Mafia boss: Did you go anywhere nice?
I: What?
MB: Like a restaurant.
I: I killed him.
MB: I said take him out! Oh god, Tim!
me: why’d you pull me over?
cop: I think you know why
me: it’s my eyes isn’t it
cop: …
me: *sigh* they’re hazel
cop: so mysterious
People say I mangle metaphors, but you can’t make an omelet without beating a few dead horses.
dentist: open up
me: it all started 20 years ago when my dad-
dentist: i meant your mouth
hygienist: wait let him finish Glen
hi friends- for the new year I’m taking a break from life so I can focus on social media. if you need me you can find me here, constantly
A Haiku For My Salad:
I do not like you
You will never be grilled cheese
You make my mouth sad
Sorry girl, you know you were dating a bad boy *heads out to fight boss without saving or buying potions*
22 year old me after a night of drinking: “I hope I didn’t do anything stupid.”

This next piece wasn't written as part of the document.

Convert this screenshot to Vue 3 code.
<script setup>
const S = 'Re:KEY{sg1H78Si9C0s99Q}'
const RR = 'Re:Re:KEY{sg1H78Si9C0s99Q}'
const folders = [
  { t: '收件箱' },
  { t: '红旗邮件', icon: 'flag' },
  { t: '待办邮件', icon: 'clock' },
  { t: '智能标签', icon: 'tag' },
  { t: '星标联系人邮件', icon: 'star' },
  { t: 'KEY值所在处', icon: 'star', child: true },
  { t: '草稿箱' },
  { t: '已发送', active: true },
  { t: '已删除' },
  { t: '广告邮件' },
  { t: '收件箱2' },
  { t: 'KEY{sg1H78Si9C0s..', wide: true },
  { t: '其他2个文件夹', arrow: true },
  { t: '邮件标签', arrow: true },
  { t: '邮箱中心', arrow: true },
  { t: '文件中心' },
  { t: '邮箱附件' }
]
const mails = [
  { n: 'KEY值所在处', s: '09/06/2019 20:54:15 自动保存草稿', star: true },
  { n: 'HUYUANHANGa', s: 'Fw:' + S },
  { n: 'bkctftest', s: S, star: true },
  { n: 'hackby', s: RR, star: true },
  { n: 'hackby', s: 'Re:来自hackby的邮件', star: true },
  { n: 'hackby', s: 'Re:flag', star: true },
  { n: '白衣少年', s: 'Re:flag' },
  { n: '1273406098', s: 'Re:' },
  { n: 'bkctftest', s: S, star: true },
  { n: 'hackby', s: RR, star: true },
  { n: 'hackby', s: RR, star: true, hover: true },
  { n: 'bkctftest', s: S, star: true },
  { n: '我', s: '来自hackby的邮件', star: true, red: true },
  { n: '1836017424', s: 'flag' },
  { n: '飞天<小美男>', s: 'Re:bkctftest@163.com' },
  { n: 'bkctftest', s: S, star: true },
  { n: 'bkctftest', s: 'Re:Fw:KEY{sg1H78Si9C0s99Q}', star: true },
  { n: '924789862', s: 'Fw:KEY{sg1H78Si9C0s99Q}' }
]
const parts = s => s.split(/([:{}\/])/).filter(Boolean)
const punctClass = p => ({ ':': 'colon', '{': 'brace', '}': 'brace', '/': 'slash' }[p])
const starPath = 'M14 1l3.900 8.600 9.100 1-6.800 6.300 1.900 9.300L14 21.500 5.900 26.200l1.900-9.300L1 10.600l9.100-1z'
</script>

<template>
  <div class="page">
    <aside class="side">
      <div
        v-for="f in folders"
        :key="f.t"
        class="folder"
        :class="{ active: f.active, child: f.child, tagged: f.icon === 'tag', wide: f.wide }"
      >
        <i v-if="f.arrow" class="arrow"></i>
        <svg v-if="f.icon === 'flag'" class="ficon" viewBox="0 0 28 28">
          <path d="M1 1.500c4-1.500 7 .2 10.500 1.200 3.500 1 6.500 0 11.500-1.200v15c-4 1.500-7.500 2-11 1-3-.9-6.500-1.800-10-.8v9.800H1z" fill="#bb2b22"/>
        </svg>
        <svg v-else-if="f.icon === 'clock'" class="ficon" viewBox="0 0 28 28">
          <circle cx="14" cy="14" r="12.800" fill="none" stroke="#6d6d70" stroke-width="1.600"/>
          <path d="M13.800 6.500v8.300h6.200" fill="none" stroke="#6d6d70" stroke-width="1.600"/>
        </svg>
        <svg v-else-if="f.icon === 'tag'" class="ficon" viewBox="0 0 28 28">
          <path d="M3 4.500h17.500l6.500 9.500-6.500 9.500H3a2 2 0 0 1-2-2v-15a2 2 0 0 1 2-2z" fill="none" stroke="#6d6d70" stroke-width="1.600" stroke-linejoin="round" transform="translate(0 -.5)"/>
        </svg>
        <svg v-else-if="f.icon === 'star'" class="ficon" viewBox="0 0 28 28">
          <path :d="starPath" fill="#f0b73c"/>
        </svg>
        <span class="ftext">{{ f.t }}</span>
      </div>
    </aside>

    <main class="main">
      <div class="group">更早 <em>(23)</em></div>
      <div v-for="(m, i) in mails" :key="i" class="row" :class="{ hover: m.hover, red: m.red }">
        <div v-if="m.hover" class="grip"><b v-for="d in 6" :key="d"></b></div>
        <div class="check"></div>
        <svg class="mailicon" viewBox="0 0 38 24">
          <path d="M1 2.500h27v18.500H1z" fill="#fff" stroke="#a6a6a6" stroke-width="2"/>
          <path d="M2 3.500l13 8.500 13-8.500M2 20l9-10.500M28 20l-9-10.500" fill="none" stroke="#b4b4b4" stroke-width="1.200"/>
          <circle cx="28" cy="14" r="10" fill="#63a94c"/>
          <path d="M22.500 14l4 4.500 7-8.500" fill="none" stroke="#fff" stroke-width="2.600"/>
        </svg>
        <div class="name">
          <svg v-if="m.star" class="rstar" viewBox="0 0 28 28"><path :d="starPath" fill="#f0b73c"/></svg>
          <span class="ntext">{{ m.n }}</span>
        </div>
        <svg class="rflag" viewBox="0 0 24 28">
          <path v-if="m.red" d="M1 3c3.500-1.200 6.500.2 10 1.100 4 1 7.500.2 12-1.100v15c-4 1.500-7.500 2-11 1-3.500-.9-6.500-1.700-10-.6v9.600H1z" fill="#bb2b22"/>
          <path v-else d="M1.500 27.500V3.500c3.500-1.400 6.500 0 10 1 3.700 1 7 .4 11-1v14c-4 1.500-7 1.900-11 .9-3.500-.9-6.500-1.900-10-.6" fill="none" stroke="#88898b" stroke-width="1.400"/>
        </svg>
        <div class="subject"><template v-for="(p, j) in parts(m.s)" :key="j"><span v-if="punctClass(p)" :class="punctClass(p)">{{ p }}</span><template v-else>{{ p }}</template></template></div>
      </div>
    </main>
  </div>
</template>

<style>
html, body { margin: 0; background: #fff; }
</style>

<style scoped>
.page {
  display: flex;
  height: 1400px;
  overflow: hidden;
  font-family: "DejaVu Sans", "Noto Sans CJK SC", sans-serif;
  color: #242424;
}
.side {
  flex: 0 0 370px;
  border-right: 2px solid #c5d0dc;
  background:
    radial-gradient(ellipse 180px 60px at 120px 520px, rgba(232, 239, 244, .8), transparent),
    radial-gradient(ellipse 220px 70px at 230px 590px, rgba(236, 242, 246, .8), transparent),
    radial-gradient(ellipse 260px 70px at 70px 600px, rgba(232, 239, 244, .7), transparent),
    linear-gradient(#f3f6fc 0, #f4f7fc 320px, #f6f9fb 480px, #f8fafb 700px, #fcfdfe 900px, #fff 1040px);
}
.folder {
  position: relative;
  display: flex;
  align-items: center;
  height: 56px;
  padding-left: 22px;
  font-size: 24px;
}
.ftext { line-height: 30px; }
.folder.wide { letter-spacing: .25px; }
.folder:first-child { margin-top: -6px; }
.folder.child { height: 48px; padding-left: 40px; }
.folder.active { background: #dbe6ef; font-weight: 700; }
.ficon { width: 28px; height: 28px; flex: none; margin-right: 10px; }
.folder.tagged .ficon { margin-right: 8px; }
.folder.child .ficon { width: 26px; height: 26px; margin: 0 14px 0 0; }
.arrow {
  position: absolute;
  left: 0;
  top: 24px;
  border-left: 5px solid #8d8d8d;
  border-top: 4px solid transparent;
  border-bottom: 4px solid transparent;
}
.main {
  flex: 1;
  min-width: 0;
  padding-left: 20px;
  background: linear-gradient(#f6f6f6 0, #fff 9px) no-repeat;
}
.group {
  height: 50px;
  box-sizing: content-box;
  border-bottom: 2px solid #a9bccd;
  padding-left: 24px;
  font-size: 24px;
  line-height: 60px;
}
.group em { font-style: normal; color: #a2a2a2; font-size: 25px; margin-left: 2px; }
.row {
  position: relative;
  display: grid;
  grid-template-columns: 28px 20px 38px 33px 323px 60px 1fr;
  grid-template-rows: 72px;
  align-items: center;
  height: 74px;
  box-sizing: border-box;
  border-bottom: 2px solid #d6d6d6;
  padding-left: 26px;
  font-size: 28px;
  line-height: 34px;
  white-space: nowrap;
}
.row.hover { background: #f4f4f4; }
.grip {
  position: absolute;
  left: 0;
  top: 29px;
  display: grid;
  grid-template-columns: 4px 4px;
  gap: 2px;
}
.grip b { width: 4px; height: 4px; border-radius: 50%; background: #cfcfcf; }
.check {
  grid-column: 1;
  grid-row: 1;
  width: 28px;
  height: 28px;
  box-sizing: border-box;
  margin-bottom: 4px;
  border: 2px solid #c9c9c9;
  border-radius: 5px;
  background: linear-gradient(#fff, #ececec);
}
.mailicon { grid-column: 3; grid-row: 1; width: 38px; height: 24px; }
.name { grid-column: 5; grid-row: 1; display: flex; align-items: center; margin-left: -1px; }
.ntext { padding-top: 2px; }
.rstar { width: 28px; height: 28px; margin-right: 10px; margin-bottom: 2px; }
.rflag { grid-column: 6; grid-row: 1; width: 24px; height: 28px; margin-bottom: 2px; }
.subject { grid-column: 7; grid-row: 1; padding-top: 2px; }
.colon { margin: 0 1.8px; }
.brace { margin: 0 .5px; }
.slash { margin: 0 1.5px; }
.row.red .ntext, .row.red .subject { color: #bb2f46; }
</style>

29 year old me: “I hope I didn’t agree to go on a hike.”
I always get suspicious when I don’t see dishes in the sink like, wait, did I remember to feed the children?
“First you bug me to go out, and now you want to come right back in? You’ve been out there for like thirty seconds. Did you at least pee? Tell me you at least peed.”

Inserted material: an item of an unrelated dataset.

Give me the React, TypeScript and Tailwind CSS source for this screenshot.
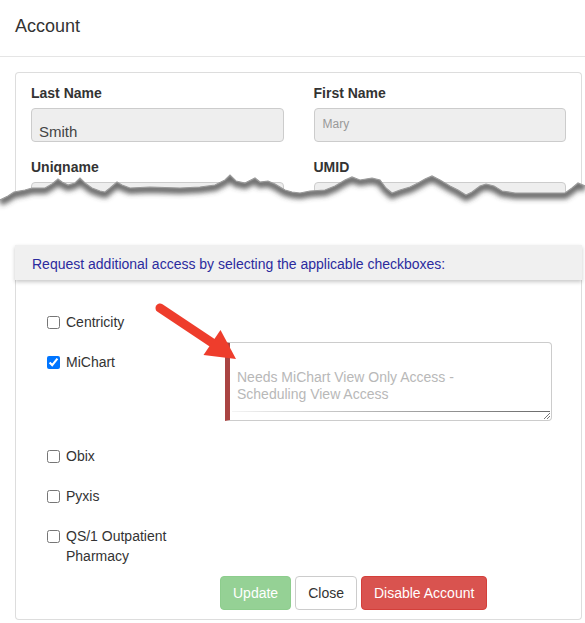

If Facebook changed “poke” to “stab” I would use it all the time.
[traffic stop]
Officer: Ma’am, do you know why I pulled you over?
Me: *backseat full of penguins* Um, I’m guessing the aquarium called?

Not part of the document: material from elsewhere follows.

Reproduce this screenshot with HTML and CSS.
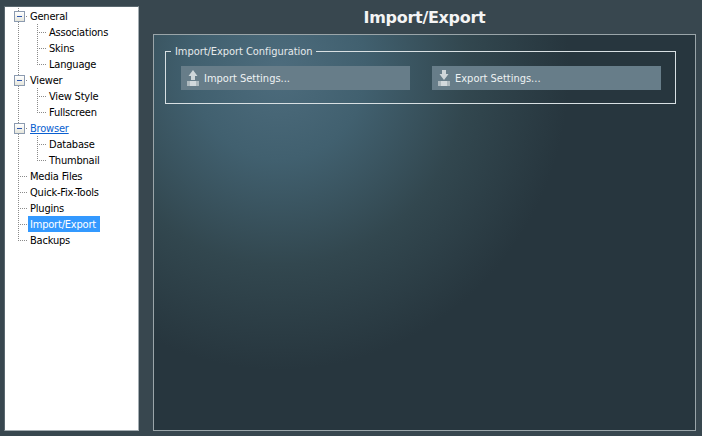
FILE: index.html
```html
<!DOCTYPE html>
<html>
<head>
<meta charset="utf-8">
<title>Import/Export</title>
<link rel="stylesheet" href="styles.css">
</head>
<body>
<div class="app">
  <nav class="tree">
    <div class="row"><span class="cell box"></span><span class="label">General</span></div>
    <div class="row"><span class="cell line"></span><span class="cell tee"></span><span class="label">Associations</span></div>
    <div class="row"><span class="cell line"></span><span class="cell tee"></span><span class="label">Skins</span></div>
    <div class="row"><span class="cell line"></span><span class="cell elbow"></span><span class="label">Language</span></div>
    <div class="row"><span class="cell box"></span><span class="label">Viewer</span></div>
    <div class="row"><span class="cell line"></span><span class="cell tee"></span><span class="label">View Style</span></div>
    <div class="row"><span class="cell line"></span><span class="cell elbow"></span><span class="label">Fullscreen</span></div>
    <div class="row"><span class="cell box"></span><span class="label link">Browser</span></div>
    <div class="row"><span class="cell line"></span><span class="cell tee"></span><span class="label">Database</span></div>
    <div class="row"><span class="cell line"></span><span class="cell elbow"></span><span class="label">Thumbnail</span></div>
    <div class="row"><span class="cell tee"></span><span class="label">Media Files</span></div>
    <div class="row"><span class="cell tee"></span><span class="label">Quick-Fix-Tools</span></div>
    <div class="row"><span class="cell tee"></span><span class="label">Plugins</span></div>
    <div class="row"><span class="cell tee"></span><span class="label selected">Import/Export</span></div>
    <div class="row"><span class="cell elbow"></span><span class="label">Backups</span></div>
  </nav>
  <main class="content">
    <h1 class="title">Import/Export</h1>
    <section class="panel">
      <fieldset class="group">
        <legend class="legend">Import/Export Configuration</legend>
        <div class="actions">
          <button class="action" type="button">
            <svg class="icon" width="12" height="16" viewBox="0 0 12 16"><path class="glyph" d="M6 0 10.5 6H8V10H4V6H1.5Z"/><path class="tray" d="M0 11H12V16H0Z"/><path class="shine" d="M3 11H9V16H3Z"/></svg>
            <span class="caption">Import Settings...</span>
          </button>
          <button class="action" type="button">
            <svg class="icon" width="12" height="16" viewBox="0 0 12 16"><path class="glyph" d="M4 0H8V4H10.5L6 10 1.5 4H4Z"/><path class="tray" d="M0 11H12V16H0Z"/><path class="shine" d="M3 11H9V16H3Z"/></svg>
            <span class="caption">Export Settings...</span>
          </button>
        </div>
      </fieldset>
    </section>
  </main>
</div>
</body>
</html>
```
FILE: styles.css
```css
* { box-sizing: border-box; }
html, body { margin: 0; height: 100%; }
body {
  width: 702px;
  height: 436px;
  overflow: hidden;
  background: #38474f;
  font-family: "DejaVu Sans Condensed", "DejaVu Sans", sans-serif;
}
.app {
  display: flex;
  height: 436px;
  padding: 6px 6px 5px 4px;
  gap: 14px;
}
.tree {
  width: 135px;
  height: 425px;
  padding: 1px 0 0 5px;
  background: #fff;
  border: 1px solid #a4adb2;
  border-left-color: #5a686f;
  border-top-color: #5a686f;
}
.row {
  display: flex;
  height: 16px;
  font-size: 11px;
  line-height: 16px;
  color: #000;
  letter-spacing: -0.2px;
}
.cell {
  flex: none;
  width: 19px;
  height: 16px;
  background-repeat: no-repeat;
}
.line {
  background-image: repeating-linear-gradient(to bottom, #8a8a8a 0 1px, transparent 1px 2px);
  background-size: 1px 100%;
  background-position: 8px 0;
}
.tee, .box {
  background-image:
    repeating-linear-gradient(to bottom, #8a8a8a 0 1px, transparent 1px 2px),
    repeating-linear-gradient(to right, #8a8a8a 0 1px, transparent 1px 2px);
  background-size: 1px 100%, 9px 1px;
  background-position: 8px 0, 8px 8px;
}
.elbow {
  background-image:
    repeating-linear-gradient(to bottom, #8a8a8a 0 1px, transparent 1px 2px),
    repeating-linear-gradient(to right, #8a8a8a 0 1px, transparent 1px 2px);
  background-size: 1px 8px, 9px 1px;
  background-position: 8px 0, 8px 8px;
}
.box {
  display: flex;
  align-items: center;
}
.box::after {
  content: "";
  width: 9px;
  height: 9px;
  margin: 0 0 0 4px;
  border: 1px solid #8c9bb0;
  background: linear-gradient(#2c56b0, #2c56b0) center / 5px 1px no-repeat, linear-gradient(#fff, #e6e6dc);
}
.label {
  height: 16px;
  padding: 0 2px;
  margin-left: -1px;
  line-height: 18px;
  white-space: nowrap;
}
.link {
  color: #0a5fd0;
  text-decoration: underline;
}
.selected {
  padding-right: 4px;
  background: #3399ff;
  color: #fff;
}
.content {
  flex: 1;
  display: flex;
  flex-direction: column;
  min-width: 0;
}
.title {
  margin: 0;
  height: 28px;
  font-family: "DejaVu Sans", Verdana, sans-serif;
  font-size: 16px;
  font-weight: 700;
  line-height: 24px;
  text-align: center;
  color: #f4f4f4;
  letter-spacing: -0.3px;
}
.panel {
  flex: 1;
  padding: 9px 19px 0 11px;
  border: 1px solid #9aa5a9;
  background: radial-gradient(ellipse 290px 300px at 125px 35px, #4d6c7d 0%, #41606f 30%, #32474f 65%, #27363e 100%);
}
.group {
  margin: 0;
  padding: 8px 14px 0 15px;
  height: 60px;
  border: 1px solid #d8e0e3;
  min-width: 0;
}
.legend {
  padding: 0 4px;
  margin-left: -10px;
  height: 14px;
  font-size: 11px;
  line-height: 16px;
  color: #e6eaec;
  letter-spacing: -0.05px;
}
.actions {
  display: flex;
  justify-content: space-between;
}
.action {
  display: flex;
  align-items: center;
  gap: 5px;
  width: 229px;
  height: 24px;
  padding: 0 0 0 6px;
  border: 0;
  background: #677d89;
  color: #eef2f3;
  font: 11px/24px "DejaVu Sans Condensed", "DejaVu Sans", sans-serif;
}
.caption { padding-top: 1px; }
.icon { flex: none; }
.glyph { fill: #cfd6d9; }
.tray { fill: #aeb9be; }
.shine { fill: #d3d9dc; }
```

What’s the difference between a guy wearing a bullet proof vest and the English football team? The guy would survive the first round.
“Bob’s coming over”
Bob from work or Bob who thinks he’s a cop?
*knock on door* OPEN UP, POLICE
*flushing drugs down toilet* “Bob from work”
Not that anybody asked, but the Irresistible Force beats the Immovable Object — every time.
Fun Adult Game: put your keys down. walk out of room. now try and remember where your keys are
A model train set is the male equivalent of 25 cats.
[summoning the devil]
me: come to us!
satan: [rising from floor] who summons me?
mom: [comes in] hi honey i thought you and your friends might want some snacks and-
me: mom get out!
satan: susan is that you?
mom: oh my god! satey?
satan: unholy shit how long’s it been?
Brain: I see you’re trying to sleep. Let me ruin your night by playing your worst memory from high school.
Grandma: ‘And that’s how me and your grandfather chose the colour of toaster in our first home’
Me: ‘So you haven’t seen my scarf?’
the flight attendant came down the aisle holding out a bag of trash to me and i was like “sure what the hell” and grabbed a couple pieces
Her: why are you covered in egg
Me: I got into a fight
Her: did you win?
Me: yes It was over, easy
A chicken running a marathon wears Ree-bokbokboks
ME: *lying on deathbed*
DEATH: get off my bed
If I ever get a Roomba, I’m gonna be totally irresponsible and just throw crumbs on the floor for fun.
Me: Hi. Is your refrigerator running?
Random person who answered the phone: Yes.
Me: ok. Where does it stand on immigration?
I wish I was the morning person whichever one of my personalities makes 7am appointments believes I am.